Le film était assorti d’un budget de 80 millions de dollars quand Nattiv avait été embauché comme réalisateur et il comprenait initialement des scènes de guerre nombreuses et coûteuses. Mais le budget avait été réduit avec la pandémie de COVID-19 qui s’était abattue sur le monde.
Nattiv aura finalement choisi de transformer Golda « en film très claustrophobe », explique-t-il, avec ses images de longs couloirs obscurs, le bruit inquiétant du briquet de Golda allumant l’une de ses nombreuses cigarettes, la Première ministre marchant le long d’un corridor ou observant une nuée d’oiseaux se dispersant dans le ciel.
Les critiques du film, aux États-Unis, « ont porté un coup », indique-t-il, « mais heureusement, j’ai ‘Tatami’ dont j’ai moi-même écrit le script.

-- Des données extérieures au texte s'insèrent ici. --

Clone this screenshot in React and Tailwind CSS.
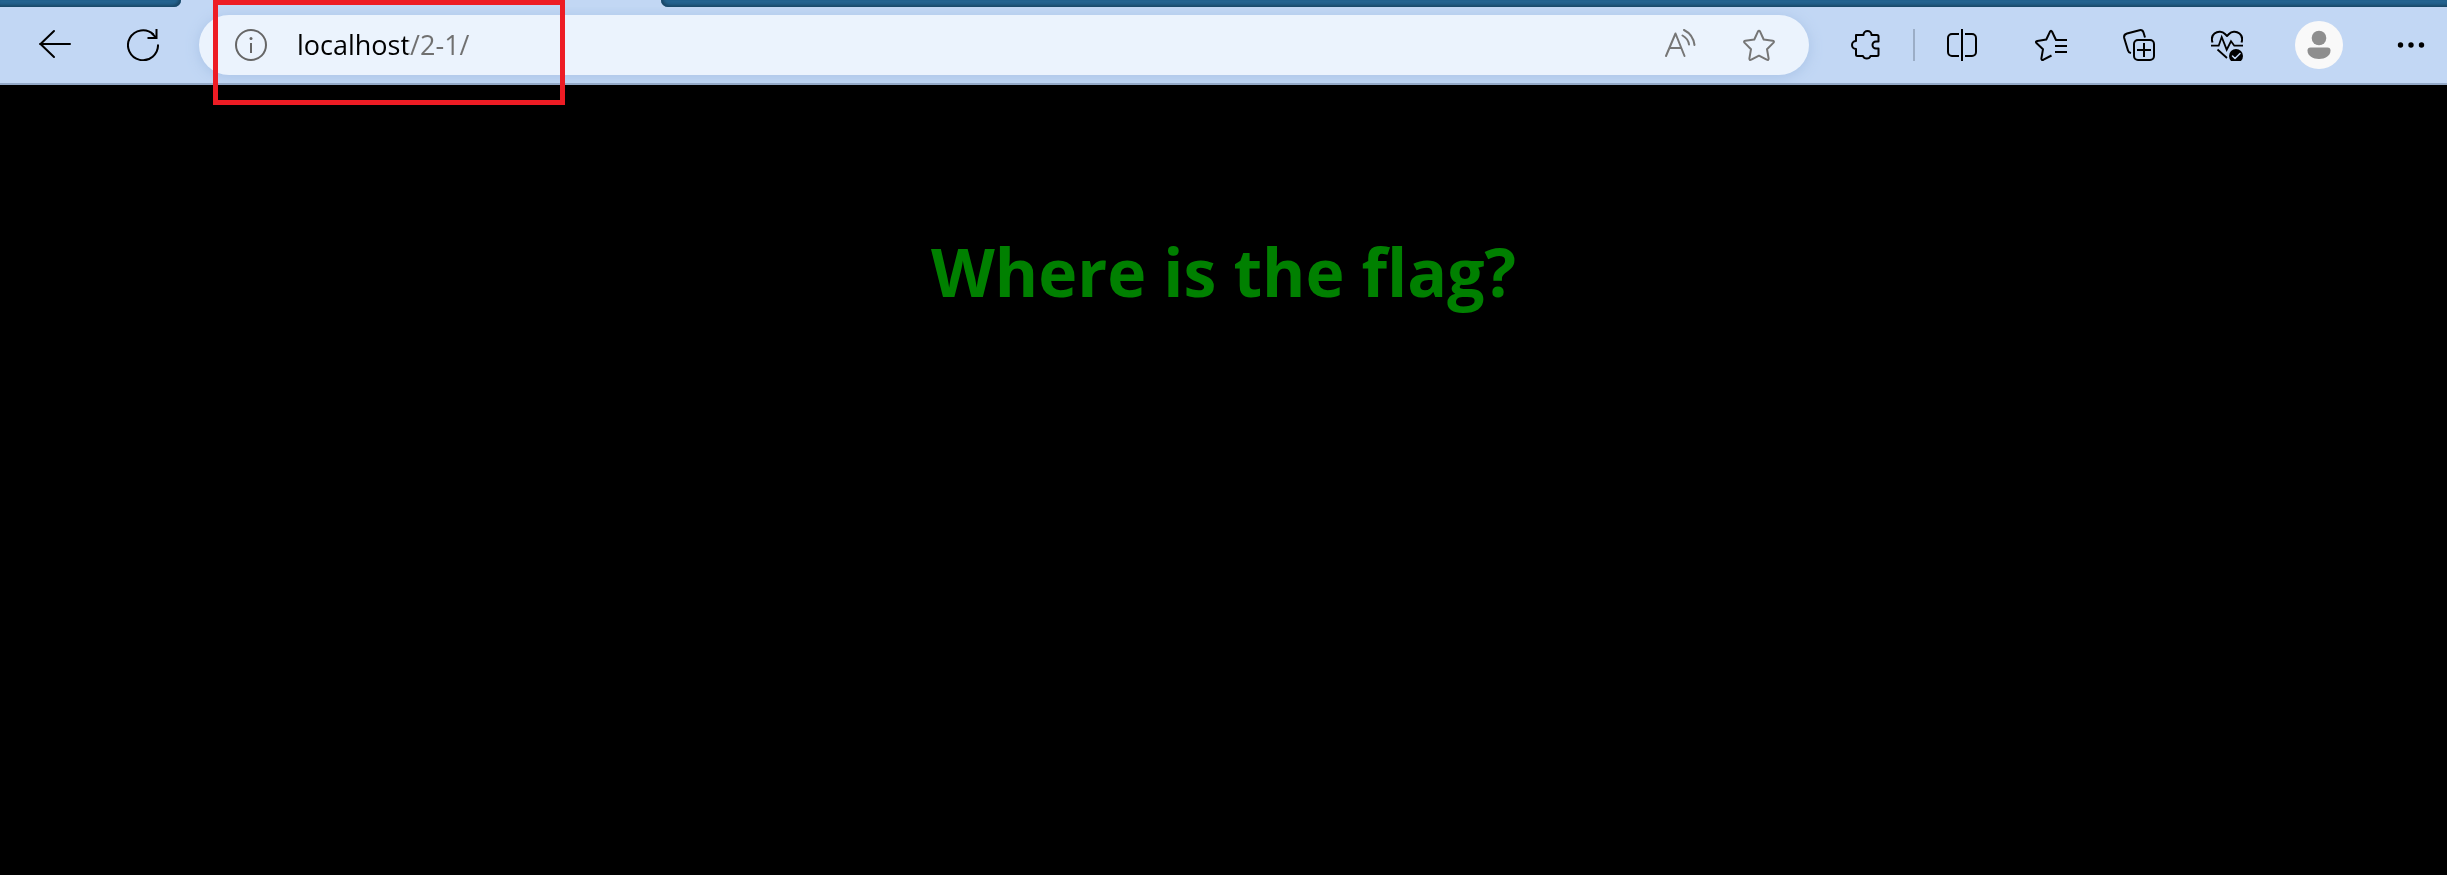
import React from "react";

function Icon({ children, className = "" }) {
  return (
    <svg
      viewBox="0 0 32 32"
      fill="none"
      stroke="currentColor"
      strokeWidth="2"
      strokeLinecap="round"
      strokeLinejoin="round"
      aria-hidden="true"
      className={`size-8 shrink-0 ${className}`}
    >
      {children}
    </svg>
  );
}

function ToolButton({ label, children, className = "w-[88px]" }) {
  return (
    <button
      type="button"
      aria-label={label}
      className={`flex h-full shrink-0 items-center justify-center text-black ${className}`}
    >
      {children}
    </button>
  );
}

function TabStrip() {
  return (
    <div className="flex h-[7px] bg-[#c2d7f4]">
      <div className="w-[181px] shrink-0 rounded-br-[7px] bg-[#24638f] shadow-[inset_-2px_-2px_3px_#194767]" />
      <div className="w-[480px] shrink-0" />
      <div className="grow rounded-bl-[7px] bg-[#24638f] shadow-[inset_2px_-2px_3px_#194767]" />
    </div>
  );
}

function AddressBar() {
  return (
    <form
      onSubmit={(e) => e.preventDefault()}
      className="ml-3 mr-3.5 flex h-[60px] min-w-0 grow items-center rounded-full bg-[#ebf3fd] pl-9 pr-[34px] shadow-[0_2px_14px_#a9c3e6]"
    >
      <button type="button" aria-label="Site information" className="text-[#666]">
        <Icon>
          <circle cx="16" cy="16" r="15" />
          <path d="M16 14v10" strokeLinecap="butt" />
          <circle cx="16" cy="9.5" r="1.5" fill="currentColor" stroke="none" />
        </Icon>
      </button>
      <input
        type="text"
        aria-label="Address"
        defaultValue="localhost/2-1/"
        spellCheck={false}
        className="ml-[30px] mr-8 h-10 min-w-0 grow bg-linear-to-r from-black from-[111px] to-[#707070] to-[111px] bg-clip-text font-['Open_Sans',sans-serif] text-[27px] leading-10 text-transparent caret-black outline-none"
      />
      <button type="button" aria-label="Read aloud" className="mr-[46px] text-[#767676]">
        <Icon>
          <path d="M1 27 10.500 4.500 19.500 27M4.500 19h11.500" />
          <path d="M17.500 6.500c3.500 2 6 5 6.500 9M19 1C25 4 28.500 8.500 29.500 16" />
        </Icon>
      </button>
      <button type="button" aria-label="Add to favorites" className="text-[#767676]">
        <Icon>
          <path d="M14.900 2.600Q16 .8 17.100 2.600L20.700 10.500 29.700 11.700Q31.800 12.300 30.300 13.900L24 20.200 25.600 29.400Q25.700 31.600 23.700 30.700L16 26.700 8.300 30.700Q6.300 31.600 6.400 29.400L8 20.200 1.700 13.900Q.2 12.300 2.300 11.700L11.300 10.500Z" />
        </Icon>
      </button>
    </form>
  );
}

function Toolbar() {
  return (
    <div className="flex h-[78px] items-center overflow-hidden border-b-2 border-[#94a9c7] bg-[#c2d7f4] pl-[11px]">
      <ToolButton label="Back">
        <Icon>
          <path d="M31 15H1M15 2 1.500 15 15 28" />
        </Icon>
      </ToolButton>
      <ToolButton label="Refresh">
        <Icon>
          <path d="M31 15.500A15 15 0 1 1 26.500 5.500" strokeLinecap="butt" />
          <path d="M29.500 0v9H20.500" strokeLinecap="butt" strokeLinejoin="miter" />
          <path d="M25.500 5 29 8.500" />
        </Icon>
      </ToolButton>
      <AddressBar />
      <ToolButton label="Extensions">
        <Icon>
          <path d="M5 6h7.500a4 4 0 0 1 8 0H26a1.500 1.500 0 0 1 1.500 1.500V12.500h-2.500a3.500 3.500 0 0 0 0 7h2.500V25.500A1.500 1.500 0 0 1 26 27H19.500a4 4 0 0 1-7.500 0H6.500A1.500 1.500 0 0 1 5 25.500V20a4 4 0 0 1 0-8Z" />
        </Icon>
      </ToolButton>
      <div className="ml-0.5 mr-1 h-8 w-0.5 shrink-0 bg-[#9badc6]" />
      <ToolButton label="Split screen">
        <Icon>
          <path d="M12 5H5a4 4 0 0 0-4 4v14a4 4 0 0 0 4 4h7M18 5h7a4 4 0 0 1 4 4v14a4 4 0 0 1-4 4h-7M15 0v32" strokeLinecap="butt" />
        </Icon>
      </ToolButton>
      <ToolButton label="Favorites">
        <Icon>
          <path d="M16.500 26.500 8.500 30.700Q6.300 31.600 6.400 29.400L8 20.200 1.400 14Q.2 12.500 2.300 12L11.300 10.500 14.900 2.800Q16 .8 17.100 2.800L21 11H32M20 17h12M20 23h12" strokeLinecap="butt" />
        </Icon>
      </ToolButton>
      <ToolButton label="Collections">
        <Icon>
          <rect x="11" y="11" width="20" height="20" rx="4" />
          <path d="M21 14v14M14 21h14" strokeLinecap="butt" />
          <path d="M22 8.500 20.500 3.500Q19.500 .5 16.500 1.200L4 4.500Q.5 5.500 1.200 9L5 21.500Q5.500 23.500 8 24" strokeLinecap="butt" />
        </Icon>
      </ToolButton>
      <ToolButton label="Browser essentials">
        <Icon strokeLinecap="butt">
          <path d="M1.500 13.500C.3 10 1 6.500 3.500 4.500 7 1.800 11.500 2.500 14 5l2 2 2-2c2.500-2.500 7-3.200 10.500-.5 2.500 2 3.200 5.500 2 9" strokeLinecap="butt" />
          <path d="M0 16.700h7.700L10.700 8l5 12.700L20 12.300l3.300 4.400H32M6.500 20.500l9.500 8.500" strokeLinecap="butt" strokeLinejoin="miter" strokeWidth="1.800" />
          <circle cx="25" cy="27" r="7" fill="currentColor" stroke="none" />
          <path d="m21.500 27 2.500 2.500 5-5" stroke="#c2d7f4" strokeWidth="1.500" />
        </Icon>
      </ToolButton>
      <ToolButton label="Profile" className="w-24">
        <svg viewBox="0 0 48 48" aria-hidden="true" className="size-12">
          <circle cx="24" cy="24" r="24" fill="#f9f9f9" />
          <circle cx="24" cy="17" r="7.300" fill="#8e8e8e" />
          <path d="M15.500 26.500h17a3 3 0 0 1 3 3C35.500 35 30 38 24 38S12.500 35 12.500 29.500a3 3 0 0 1 3-3Z" fill="#8e8e8e" />
        </svg>
      </ToolButton>
      <ToolButton label="Settings and more" className="w-20 pl-2">
        <Icon>
          <g fill="currentColor" stroke="none">
            <circle cx="5.500" cy="16" r="2.700" />
            <circle cx="16" cy="16" r="2.700" />
            <circle cx="26.500" cy="16" r="2.700" />
          </g>
        </Icon>
      </ToolButton>
    </div>
  );
}

export default function App() {
  return (
    <div className="relative flex min-h-screen flex-col bg-black">
      <header>
        <TabStrip />
        <Toolbar />
      </header>
      <main className="grow pt-[140px] text-center">
        <h1 className="font-['Open_Sans',sans-serif] text-[66px] font-bold leading-[92px] text-[#008000]">
          Where is the flag?
        </h1>
      </main>
      <div className="pointer-events-none absolute left-[213px] top-0 h-[105px] w-[352px] border-[5px] border-[#ed1c24]" />
    </div>
  );
}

J’ai donné au film beaucoup de cœur, beaucoup d’âme et c’est merveilleux parce qu’il s’agit d’une rare combinaison d’ennemis qui sont devenus des amis ».
Le prochain projet de Nattiv est « Harmonia », un film qui évoque sa grand-mère, une survivante de la Shoah, qui était parvenue à sortir d’une grave dépression à l’âge mûr avec l’aide d’un danseur du ventre qui s’avérait être un gourou, éloignant sa grand-mère de sa famille et de ses proches.
Le film suit la mère et la tante de Nattiv alors que les deux femmes tentent d’extraire la grand-mère de la sphère d’influence du groupe, qui devait finalement partir pour la Virginie, y établissant un ashram dans une communauté existante connue sous le nom de Yogaville.
« Ma mère me dit : ‘Guychik, fais un beau film, un film romantique' », s’amuse Nattiv, qui interrompt brièvement notre entretien téléphonique pour prendre un appel de sa mère. « Je lui dis : Maman, je suis comme ça. J’aime choisir des sujets difficiles parce que ce sont ceux qui étaient au cœur des films que j’ai regardés en grandissant et que c’est ça que je veux faire ».